* [What is required]:
Give all the lines below again, exactly, with no pictures.

* [Dataset content]:
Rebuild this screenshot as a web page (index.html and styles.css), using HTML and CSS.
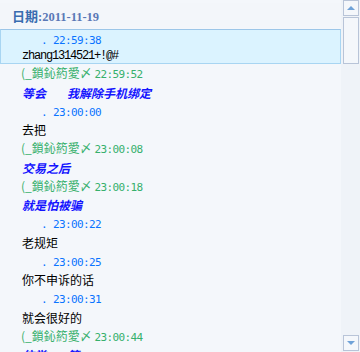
FILE: index.html
```html
<!DOCTYPE html>
<html lang="zh-CN">
<head>
<meta charset="utf-8">
<meta name="viewport" content="width=device-width, initial-scale=1.0">
<link rel="stylesheet" href="styles.css">
<title>聊天记录</title>
</head>
<body>
  <div class="window">
    <div class="log">
      <div class="date"><b>日期</b><span class="day">:2011-11-19</span></div>

      <div class="msg self selected">
        <div class="time"><span class="clock">. 22:59:38</span></div>
        <div class="text mono">zhang1314521+!@#</div>
      </div>

      <div class="msg">
        <div class="time peer">(_鎖鈊箹愛〆 <span class="clock">22:59:52</span></div>
        <div class="text loud">等会<span class="gap"></span>我解除手机绑定</div>
      </div>

      <div class="msg self">
        <div class="time"><span class="clock">. 23:00:00</span></div>
        <div class="text">去把</div>
      </div>

      <div class="msg">
        <div class="time peer">(_鎖鈊箹愛〆 <span class="clock">23:00:08</span></div>
        <div class="text loud">交易之后</div>
      </div>

      <div class="msg">
        <div class="time peer">(_鎖鈊箹愛〆 <span class="clock">23:00:18</span></div>
        <div class="text loud">就是怕被骗</div>
      </div>

      <div class="msg self">
        <div class="time"><span class="clock">. 23:00:22</span></div>
        <div class="text">老规矩</div>
      </div>

      <div class="msg self">
        <div class="time"><span class="clock">. 23:00:25</span></div>
        <div class="text">你不申诉的话</div>
      </div>

      <div class="msg self">
        <div class="time"><span class="clock">. 23:00:31</span></div>
        <div class="text">就会很好的</div>
      </div>

      <div class="msg">
        <div class="time peer">(_鎖鈊箹愛〆 <span class="clock">23:00:44</span></div>
        <div class="text loud">信誉<span class="gap"></span>第一</div>
      </div>
    </div>

    <div class="scrollbar">
      <div class="btn up"><span class="arrow"></span></div>
      <div class="thumb"></div>
      <div class="track"></div>
      <div class="btn down"><span class="arrow"></span></div>
    </div>
  </div>
</body>
</html>
```

FILE: styles.css
```css
body {
  margin: 0;
  background: #f9fafc;
  font-family: "Noto Sans CJK SC", sans-serif;
  font-size: 12px;
  overflow: hidden;
}
.window {
  display: flex;
  width: 360px;
  height: 352px;
  overflow: hidden;
}
.log {
  width: 341px;
  padding-top: 3px;
  background: #f4f7fb;
  overflow: hidden;
}
.date {
  height: 25px;
  line-height: 25px;
  padding-left: 12px;
  background: #f3f6fa;
  color: #3a6cb0;
  font-size: 13px;
}
.date b {
  font-weight: bold;
}
.day {
  font-family: "Liberation Serif", serif;
  font-weight: bold;
  font-size: 12.5px;
  color: #5a78b6;
}
.msg {
  height: 37.5px;
}
.msg .time {
  height: 18.5px;
  line-height: 18.5px;
  padding-left: 41px;
  color: #0a74ff;
  white-space: pre;
}
.msg .time.peer {
  padding-left: 21px;
  color: #36b06c;
}
.clock {
  font-family: "DejaVu Sans Mono", monospace;
  font-size: 11px;
  letter-spacing: -0.62px;
}
.msg .text {
  height: 19px;
  line-height: 19px;
  padding-left: 22px;
  color: #000;
  white-space: nowrap;
}
.msg .text.mono {
  font-family: "Liberation Mono", monospace;
  font-size: 12px;
  letter-spacing: -1.2px;
}
.loud {
  font-weight: bold;
  font-style: italic;
}
.msg .text.loud {
  color: #1414ff;
}
.gap {
  display: inline-block;
  width: 21px;
}
.selected {
  box-sizing: border-box;
  height: 35px;
  margin-top: 1px;
  background: #dbf3ff;
  border: 1px solid #a8d5f2;
  border-top-color: #9cc6e8;
}
.selected .time {
  height: 17px;
  line-height: 17px;
  padding-left: 40px;
}
.selected .text {
  padding-left: 21px;
}

.scrollbar {
  width: 19px;
  padding-left: 2px;
  box-sizing: border-box;
  display: flex;
  flex-direction: column;
  background: #eff3f8;
}
.btn, .thumb {
  box-sizing: border-box;
  width: 16px;
  border: 1px solid #b8c4d8;
  background: #f4f7fb;
}
.btn {
  height: 16px;
  display: flex;
  align-items: center;
  justify-content: center;
}
.up {
  margin-bottom: 1px;
}
.thumb {
  height: 47px;
}
.track {
  flex: 1;
}
.down {
  margin-bottom: 1px;
}
.arrow {
  width: 0;
  height: 0;
  border-left: 4px solid transparent;
  border-right: 4px solid transparent;
}
.up .arrow {
  border-bottom: 4px solid #6fa2d8;
}
.down .arrow {
  border-top: 4px solid #6fa2d8;
}
```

* [Exercise output]:
Rebuild this screenshot as a web page (index.html and styles.css), using HTML and CSS.
FILE: index.html
```html
<!DOCTYPE html>
<html lang="zh-CN">
<head>
<meta charset="utf-8">
<meta name="viewport" content="width=device-width, initial-scale=1.0">
<link rel="stylesheet" href="styles.css">
<title>聊天记录</title>
</head>
<body>
  <div class="window">
    <div class="log">
      <div class="date"><b>日期</b><span class="day">:2011-11-19</span></div>

      <div class="msg self selected">
        <div class="time"><span class="clock">. 22:59:38</span></div>
        <div class="text mono">zhang1314521+!@#</div>
      </div>

      <div class="msg">
        <div class="time peer">(_鎖鈊箹愛〆 <span class="clock">22:59:52</span></div>
        <div class="text loud">等会<span class="gap"></span>我解除手机绑定</div>
      </div>

      <div class="msg self">
        <div class="time"><span class="clock">. 23:00:00</span></div>
        <div class="text">去把</div>
      </div>

      <div class="msg">
        <div class="time peer">(_鎖鈊箹愛〆 <span class="clock">23:00:08</span></div>
        <div class="text loud">交易之后</div>
      </div>

      <div class="msg">
        <div class="time peer">(_鎖鈊箹愛〆 <span class="clock">23:00:18</span></div>
        <div class="text loud">就是怕被骗</div>
      </div>

      <div class="msg self">
        <div class="time"><span class="clock">. 23:00:22</span></div>
        <div class="text">老规矩</div>
      </div>

      <div class="msg self">
        <div class="time"><span class="clock">. 23:00:25</span></div>
        <div class="text">你不申诉的话</div>
      </div>

      <div class="msg self">
        <div class="time"><span class="clock">. 23:00:31</span></div>
        <div class="text">就会很好的</div>
      </div>

      <div class="msg">
        <div class="time peer">(_鎖鈊箹愛〆 <span class="clock">23:00:44</span></div>
        <div class="text loud">信誉<span class="gap"></span>第一</div>
      </div>
    </div>

    <div class="scrollbar">
      <div class="btn up"><span class="arrow"></span></div>
      <div class="thumb"></div>
      <div class="track"></div>
      <div class="btn down"><span class="arrow"></span></div>
    </div>
  </div>
</body>
</html>
```

FILE: styles.css
```css
body {
  margin: 0;
  background: #f9fafc;
  font-family: "Noto Sans CJK SC", sans-serif;
  font-size: 12px;
  overflow: hidden;
}
.window {
  display: flex;
  width: 360px;
  height: 352px;
  overflow: hidden;
}
.log {
  width: 341px;
  padding-top: 3px;
  background: #f4f7fb;
  overflow: hidden;
}
.date {
  height: 25px;
  line-height: 25px;
  padding-left: 12px;
  background: #f3f6fa;
  color: #3a6cb0;
  font-size: 13px;
}
.date b {
  font-weight: bold;
}
.day {
  font-family: "Liberation Serif", serif;
  font-weight: bold;
  font-size: 12.5px;
  color: #5a78b6;
}
.msg {
  height: 37.5px;
}
.msg .time {
  height: 18.5px;
  line-height: 18.5px;
  padding-left: 41px;
  color: #0a74ff;
  white-space: pre;
}
.msg .time.peer {
  padding-left: 21px;
  color: #36b06c;
}
.clock {
  font-family: "DejaVu Sans Mono", monospace;
  font-size: 11px;
  letter-spacing: -0.62px;
}
.msg .text {
  height: 19px;
  line-height: 19px;
  padding-left: 22px;
  color: #000;
  white-space: nowrap;
}
.msg .text.mono {
  font-family: "Liberation Mono", monospace;
  font-size: 12px;
  letter-spacing: -1.2px;
}
.loud {
  font-weight: bold;
  font-style: italic;
}
.msg .text.loud {
  color: #1414ff;
}
.gap {
  display: inline-block;
  width: 21px;
}
.selected {
  box-sizing: border-box;
  height: 35px;
  margin-top: 1px;
  background: #dbf3ff;
  border: 1px solid #a8d5f2;
  border-top-color: #9cc6e8;
}
.selected .time {
  height: 17px;
  line-height: 17px;
  padding-left: 40px;
}
.selected .text {
  padding-left: 21px;
}

.scrollbar {
  width: 19px;
  padding-left: 2px;
  box-sizing: border-box;
  display: flex;
  flex-direction: column;
  background: #eff3f8;
}
.btn, .thumb {
  box-sizing: border-box;
  width: 16px;
  border: 1px solid #b8c4d8;
  background: #f4f7fb;
}
.btn {
  height: 16px;
  display: flex;
  align-items: center;
  justify-content: center;
}
.up {
  margin-bottom: 1px;
}
.thumb {
  height: 47px;
}
.track {
  flex: 1;
}
.down {
  margin-bottom: 1px;
}
.arrow {
  width: 0;
  height: 0;
  border-left: 4px solid transparent;
  border-right: 4px solid transparent;
}
.up .arrow {
  border-bottom: 4px solid #6fa2d8;
}
.down .arrow {
  border-top: 4px solid #6fa2d8;
}
```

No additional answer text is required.